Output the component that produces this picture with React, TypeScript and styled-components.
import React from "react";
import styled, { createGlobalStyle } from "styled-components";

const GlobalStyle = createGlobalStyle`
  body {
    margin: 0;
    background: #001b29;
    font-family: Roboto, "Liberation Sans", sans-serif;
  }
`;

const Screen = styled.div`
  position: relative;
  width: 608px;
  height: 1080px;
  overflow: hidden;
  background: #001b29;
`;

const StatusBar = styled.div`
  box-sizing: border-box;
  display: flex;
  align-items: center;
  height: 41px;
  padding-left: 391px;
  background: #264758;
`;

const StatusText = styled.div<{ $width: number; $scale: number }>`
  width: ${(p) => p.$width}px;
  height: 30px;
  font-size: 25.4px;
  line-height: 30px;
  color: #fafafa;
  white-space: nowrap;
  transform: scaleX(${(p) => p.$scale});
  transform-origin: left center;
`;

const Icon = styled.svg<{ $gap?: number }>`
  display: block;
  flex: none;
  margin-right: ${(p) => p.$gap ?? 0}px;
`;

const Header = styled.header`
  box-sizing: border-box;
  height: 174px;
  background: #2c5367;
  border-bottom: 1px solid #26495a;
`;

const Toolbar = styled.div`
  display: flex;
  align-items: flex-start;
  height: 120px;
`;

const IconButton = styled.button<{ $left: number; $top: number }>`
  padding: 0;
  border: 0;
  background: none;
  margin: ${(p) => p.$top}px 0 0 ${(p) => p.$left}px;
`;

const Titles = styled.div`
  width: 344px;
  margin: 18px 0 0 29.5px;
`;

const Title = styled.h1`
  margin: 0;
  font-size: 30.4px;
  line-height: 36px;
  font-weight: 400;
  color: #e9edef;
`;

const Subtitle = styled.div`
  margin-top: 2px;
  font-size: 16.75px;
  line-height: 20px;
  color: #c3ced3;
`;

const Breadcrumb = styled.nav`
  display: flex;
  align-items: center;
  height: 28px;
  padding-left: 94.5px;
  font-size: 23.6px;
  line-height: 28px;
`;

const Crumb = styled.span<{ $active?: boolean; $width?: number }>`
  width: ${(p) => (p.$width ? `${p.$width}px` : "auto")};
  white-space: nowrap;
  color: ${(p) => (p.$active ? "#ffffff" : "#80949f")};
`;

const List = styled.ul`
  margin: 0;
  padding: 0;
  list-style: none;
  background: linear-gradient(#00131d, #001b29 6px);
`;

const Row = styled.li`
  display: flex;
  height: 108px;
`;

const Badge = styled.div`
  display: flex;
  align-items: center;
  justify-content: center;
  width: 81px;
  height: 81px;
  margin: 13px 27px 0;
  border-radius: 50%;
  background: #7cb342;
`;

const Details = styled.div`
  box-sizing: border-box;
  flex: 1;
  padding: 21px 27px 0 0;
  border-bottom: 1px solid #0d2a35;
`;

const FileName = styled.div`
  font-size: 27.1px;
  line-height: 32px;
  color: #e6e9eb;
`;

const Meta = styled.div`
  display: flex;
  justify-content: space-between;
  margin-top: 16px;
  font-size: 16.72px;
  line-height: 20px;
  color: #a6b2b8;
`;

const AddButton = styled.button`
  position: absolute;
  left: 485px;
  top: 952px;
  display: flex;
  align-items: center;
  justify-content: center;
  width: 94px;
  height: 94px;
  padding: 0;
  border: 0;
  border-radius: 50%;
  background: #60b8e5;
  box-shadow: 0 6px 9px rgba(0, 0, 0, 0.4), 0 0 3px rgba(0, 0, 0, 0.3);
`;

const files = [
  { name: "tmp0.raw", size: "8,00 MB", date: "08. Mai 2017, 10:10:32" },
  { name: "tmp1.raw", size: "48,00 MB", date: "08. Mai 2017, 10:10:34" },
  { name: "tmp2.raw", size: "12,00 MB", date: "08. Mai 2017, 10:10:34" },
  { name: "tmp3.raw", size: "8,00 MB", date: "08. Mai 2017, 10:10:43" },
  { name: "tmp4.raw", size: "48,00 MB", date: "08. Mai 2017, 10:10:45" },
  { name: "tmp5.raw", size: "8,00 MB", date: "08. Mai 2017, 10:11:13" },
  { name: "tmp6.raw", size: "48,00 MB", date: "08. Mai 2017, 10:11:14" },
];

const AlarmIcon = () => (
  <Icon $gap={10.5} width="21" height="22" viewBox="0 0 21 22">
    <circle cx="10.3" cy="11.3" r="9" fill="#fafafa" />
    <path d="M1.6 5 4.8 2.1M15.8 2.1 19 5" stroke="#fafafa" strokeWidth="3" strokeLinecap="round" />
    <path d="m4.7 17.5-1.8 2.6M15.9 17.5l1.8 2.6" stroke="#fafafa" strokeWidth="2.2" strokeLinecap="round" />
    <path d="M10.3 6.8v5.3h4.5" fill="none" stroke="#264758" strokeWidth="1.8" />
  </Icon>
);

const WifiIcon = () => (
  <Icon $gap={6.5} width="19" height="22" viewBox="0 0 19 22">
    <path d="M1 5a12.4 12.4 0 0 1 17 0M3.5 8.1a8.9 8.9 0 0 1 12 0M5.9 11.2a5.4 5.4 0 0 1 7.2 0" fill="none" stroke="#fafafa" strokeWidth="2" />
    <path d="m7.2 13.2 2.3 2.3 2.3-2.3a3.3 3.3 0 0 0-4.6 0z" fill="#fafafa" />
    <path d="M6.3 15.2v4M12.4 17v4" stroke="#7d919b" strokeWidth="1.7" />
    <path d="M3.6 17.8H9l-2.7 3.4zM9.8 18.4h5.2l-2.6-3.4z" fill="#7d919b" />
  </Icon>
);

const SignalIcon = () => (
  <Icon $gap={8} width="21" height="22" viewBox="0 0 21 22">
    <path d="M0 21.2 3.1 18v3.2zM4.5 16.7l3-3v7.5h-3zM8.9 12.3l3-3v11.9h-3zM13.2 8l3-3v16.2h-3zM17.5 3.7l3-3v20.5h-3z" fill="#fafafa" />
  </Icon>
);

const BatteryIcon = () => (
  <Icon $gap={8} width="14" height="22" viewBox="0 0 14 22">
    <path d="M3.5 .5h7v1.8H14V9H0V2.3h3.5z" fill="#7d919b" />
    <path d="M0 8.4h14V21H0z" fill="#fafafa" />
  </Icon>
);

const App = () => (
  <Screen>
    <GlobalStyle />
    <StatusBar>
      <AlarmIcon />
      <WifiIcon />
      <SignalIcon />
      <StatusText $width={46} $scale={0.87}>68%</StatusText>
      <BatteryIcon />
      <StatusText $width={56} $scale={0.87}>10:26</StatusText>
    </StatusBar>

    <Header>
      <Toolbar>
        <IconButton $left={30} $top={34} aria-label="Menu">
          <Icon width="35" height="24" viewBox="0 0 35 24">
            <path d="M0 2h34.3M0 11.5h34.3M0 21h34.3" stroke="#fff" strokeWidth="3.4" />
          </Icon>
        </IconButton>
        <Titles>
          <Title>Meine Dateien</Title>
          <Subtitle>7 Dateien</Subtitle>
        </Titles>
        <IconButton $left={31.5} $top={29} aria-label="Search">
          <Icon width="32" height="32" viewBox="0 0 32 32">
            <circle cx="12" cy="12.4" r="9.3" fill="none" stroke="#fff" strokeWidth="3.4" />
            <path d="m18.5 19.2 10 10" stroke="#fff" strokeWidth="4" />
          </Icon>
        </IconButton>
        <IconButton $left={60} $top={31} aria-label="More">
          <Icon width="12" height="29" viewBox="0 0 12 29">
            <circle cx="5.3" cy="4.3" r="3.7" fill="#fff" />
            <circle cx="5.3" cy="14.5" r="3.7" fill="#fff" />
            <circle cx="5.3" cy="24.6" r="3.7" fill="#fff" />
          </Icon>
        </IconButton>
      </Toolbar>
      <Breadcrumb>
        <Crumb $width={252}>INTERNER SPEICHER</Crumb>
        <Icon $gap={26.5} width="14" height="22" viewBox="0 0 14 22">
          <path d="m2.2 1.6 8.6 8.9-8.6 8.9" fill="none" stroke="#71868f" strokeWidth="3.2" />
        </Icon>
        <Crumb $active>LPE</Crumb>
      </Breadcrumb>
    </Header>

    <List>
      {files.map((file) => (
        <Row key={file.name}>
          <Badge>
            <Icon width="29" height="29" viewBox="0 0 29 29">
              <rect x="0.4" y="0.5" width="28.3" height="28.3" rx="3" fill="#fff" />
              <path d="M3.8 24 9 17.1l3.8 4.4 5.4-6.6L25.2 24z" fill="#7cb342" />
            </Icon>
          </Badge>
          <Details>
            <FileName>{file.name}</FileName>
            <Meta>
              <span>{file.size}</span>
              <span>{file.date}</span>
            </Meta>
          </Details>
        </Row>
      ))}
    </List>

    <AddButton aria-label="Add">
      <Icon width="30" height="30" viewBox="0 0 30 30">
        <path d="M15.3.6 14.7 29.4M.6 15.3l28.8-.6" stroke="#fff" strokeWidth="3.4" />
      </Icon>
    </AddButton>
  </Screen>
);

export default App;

*Work required:*
Pick out every line above that holds the word "components" and copy it.

*Output for this task:*
Output the component that produces this picture with React, TypeScript and styled-components.
import styled, { createGlobalStyle } from "styled-components";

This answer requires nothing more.